• Liver transplantation;
  • reperfusion;
  • serine protease inhibitor

Postreperfusion syndrome (PRS), an acute decrease in blood pressure after reperfusion of the liver graft, occurs frequently during liver transplantation surgery. We supposed that the activation of the kallikrein–kinin system leading to extensive systemic vasodilatation was a possible cause. The effect of pretreatment with nafamostat mesilate (NM), a broad spectrum serine protease inhibitor, on the occurrence of PRS was evaluated. Sixty-two adult liver recipients were randomized to receive an intravenous bolus of either 0.02 mg/kg of NM (NM group, n = 31) or an equal volume of normal saline (control group, n = 31) just before reperfusion of the liver graft.
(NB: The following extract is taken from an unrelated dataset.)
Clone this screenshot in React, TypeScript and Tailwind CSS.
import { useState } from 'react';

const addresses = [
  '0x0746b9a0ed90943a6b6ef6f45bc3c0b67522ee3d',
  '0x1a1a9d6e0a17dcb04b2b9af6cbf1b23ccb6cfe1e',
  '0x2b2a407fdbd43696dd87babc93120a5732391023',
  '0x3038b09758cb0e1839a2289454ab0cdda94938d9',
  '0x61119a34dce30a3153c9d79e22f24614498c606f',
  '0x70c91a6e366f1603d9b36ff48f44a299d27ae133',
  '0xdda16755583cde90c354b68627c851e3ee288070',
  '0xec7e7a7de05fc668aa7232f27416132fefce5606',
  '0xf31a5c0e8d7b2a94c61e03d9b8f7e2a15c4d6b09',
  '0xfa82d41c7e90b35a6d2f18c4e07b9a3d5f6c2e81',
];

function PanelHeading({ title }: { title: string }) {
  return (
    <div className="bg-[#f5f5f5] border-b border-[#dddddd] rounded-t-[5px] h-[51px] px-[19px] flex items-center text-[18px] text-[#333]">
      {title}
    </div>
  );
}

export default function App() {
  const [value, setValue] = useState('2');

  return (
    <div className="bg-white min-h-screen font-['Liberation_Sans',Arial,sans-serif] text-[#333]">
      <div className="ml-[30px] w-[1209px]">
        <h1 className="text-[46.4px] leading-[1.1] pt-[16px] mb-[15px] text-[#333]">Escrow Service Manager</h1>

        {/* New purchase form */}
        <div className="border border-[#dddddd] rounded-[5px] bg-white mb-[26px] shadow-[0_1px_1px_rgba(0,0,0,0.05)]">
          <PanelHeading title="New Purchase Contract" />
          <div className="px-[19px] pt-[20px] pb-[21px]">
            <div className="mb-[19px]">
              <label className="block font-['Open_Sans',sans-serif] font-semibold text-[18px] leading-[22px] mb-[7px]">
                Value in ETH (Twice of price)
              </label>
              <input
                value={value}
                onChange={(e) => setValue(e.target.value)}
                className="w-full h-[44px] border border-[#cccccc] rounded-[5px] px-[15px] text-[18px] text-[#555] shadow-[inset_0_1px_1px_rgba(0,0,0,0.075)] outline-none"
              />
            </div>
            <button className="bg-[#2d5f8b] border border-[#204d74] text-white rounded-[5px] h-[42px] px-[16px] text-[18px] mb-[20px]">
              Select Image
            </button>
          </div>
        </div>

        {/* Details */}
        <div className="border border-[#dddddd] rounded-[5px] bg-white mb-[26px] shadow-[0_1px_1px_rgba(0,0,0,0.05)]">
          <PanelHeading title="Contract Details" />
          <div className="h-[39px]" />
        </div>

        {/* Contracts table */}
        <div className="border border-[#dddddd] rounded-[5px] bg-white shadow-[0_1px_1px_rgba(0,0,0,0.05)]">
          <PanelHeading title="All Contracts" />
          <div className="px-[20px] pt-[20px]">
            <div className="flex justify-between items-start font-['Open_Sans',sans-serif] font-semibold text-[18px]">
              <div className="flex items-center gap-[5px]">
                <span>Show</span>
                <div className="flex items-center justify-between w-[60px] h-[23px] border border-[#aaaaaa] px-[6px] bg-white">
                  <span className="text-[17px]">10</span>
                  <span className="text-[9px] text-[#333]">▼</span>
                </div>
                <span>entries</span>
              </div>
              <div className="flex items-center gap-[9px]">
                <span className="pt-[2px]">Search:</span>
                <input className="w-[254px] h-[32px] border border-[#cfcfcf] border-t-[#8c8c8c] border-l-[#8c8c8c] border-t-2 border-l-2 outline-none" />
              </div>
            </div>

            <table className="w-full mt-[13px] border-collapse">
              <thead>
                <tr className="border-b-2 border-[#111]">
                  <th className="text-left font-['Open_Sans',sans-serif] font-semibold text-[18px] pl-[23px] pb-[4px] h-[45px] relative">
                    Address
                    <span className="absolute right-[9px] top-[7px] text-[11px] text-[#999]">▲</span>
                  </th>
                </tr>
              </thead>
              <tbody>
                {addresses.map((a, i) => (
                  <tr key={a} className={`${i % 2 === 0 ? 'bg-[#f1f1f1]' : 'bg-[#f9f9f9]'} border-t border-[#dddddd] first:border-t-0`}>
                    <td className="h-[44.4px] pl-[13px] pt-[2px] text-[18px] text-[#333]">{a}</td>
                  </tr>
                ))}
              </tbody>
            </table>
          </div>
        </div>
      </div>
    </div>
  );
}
Occurrence of PRS and intraoperative use of vasoactive drugs were compared between the two groups. Postoperative recovery was also compared. PRS was significantly less frequent (48% vs. 81%, p = 0.016) requiring less vasopressors in the NM group compared to the control group. The NM group also showed faster recovery of the mean arterial pressure. Perioperative laboratory values were similar between the two groups. Pretreatment with 0.02 mg/kg of NM immediately before reperfusion decreases the frequency of PRS and vasopressor requirements during the reperfusion period in liver transplantation.